According to Betty Schmitt of the Forest Service public relations office, the agency will have to take some time to figure out how best to respond to Musick’s requests.

“We’ll respond to whatever parts of it we can respond to,” she said, noting that certain financial information submitted by forest permittees is not public. She said her office has 20 working days from receipt of the letter, on April 5, to respond, and predicted it might take up considerable staff resources to do the job.

But, she noted, the Sundeck is on private property and the Forest Service had little to do with the review process that ultimately approved the construction of the club.

She said Musick’s request will be handled by Eric Martin, ski area manager for the agency in this region, and is likely to cost a considerable amount of money, which will be billed to Musick.
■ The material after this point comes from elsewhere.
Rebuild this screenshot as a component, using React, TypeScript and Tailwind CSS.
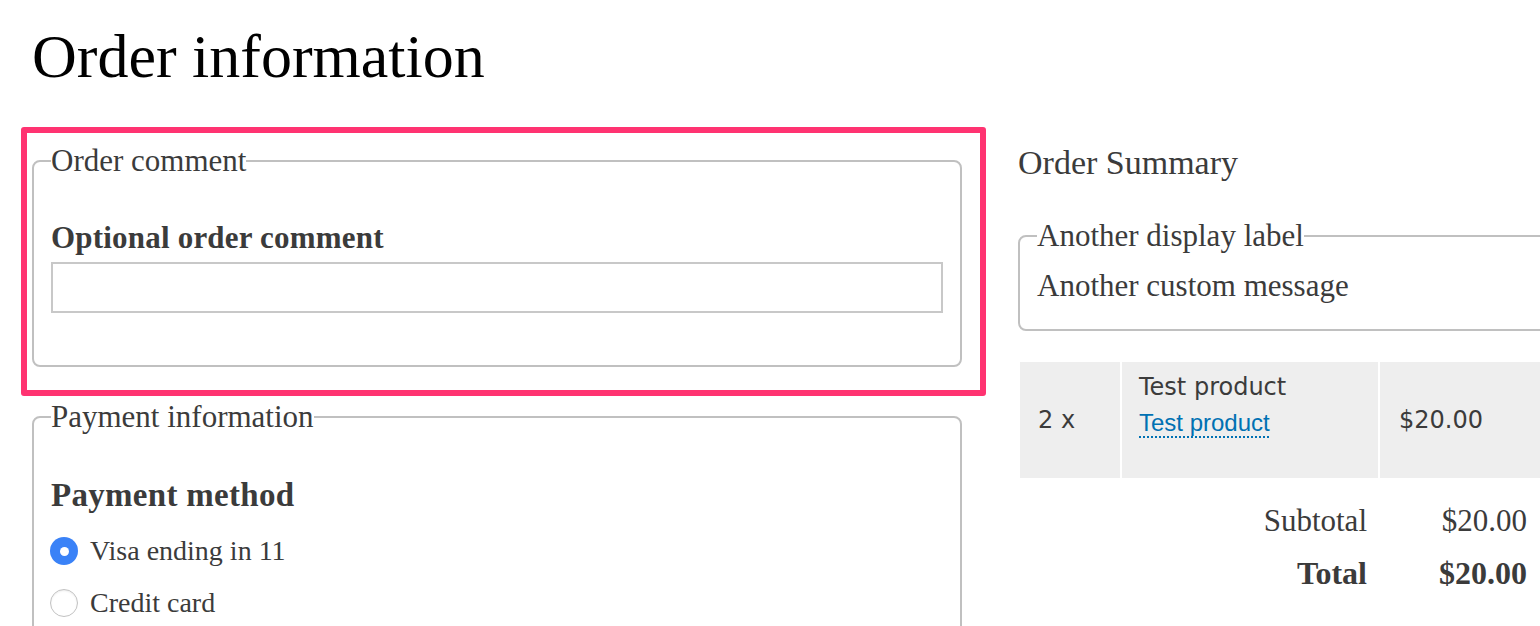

“We just don’t have the people to do it,” she said, explaining that the office would need to charge Musick to pay for the extra help needed to process the request, made under the Freedom of Information Act, and keep up with the normal daily flow of paperwork.

Or, she said, she may invite Musick to come to the office and inspect the files himself, thus saving staff time and letting Musick avoid paying the fees.

Musick also has written to Skico CEO Pat O’Donnell, suggesting the Skico reserve 375 transferable, lifetime passes for sale to locals at $10,000 apiece, which he said is roughly equivalent to the cost of the ski pass included in the membership fee. If his suggestion is rejected, he wrote, “I will be compelled to proceed with filing the litigation” calling for a court order stopping the Sundeck project.

Musick indicated he dropped his quest for club memberships because the locals he approached with the idea told him, “we do not want to associate with the captured animals behind the Crown Cage in the zoo of the private club …”

O’Donnell could not be reached for comment on Musick’s letter on Tuesday.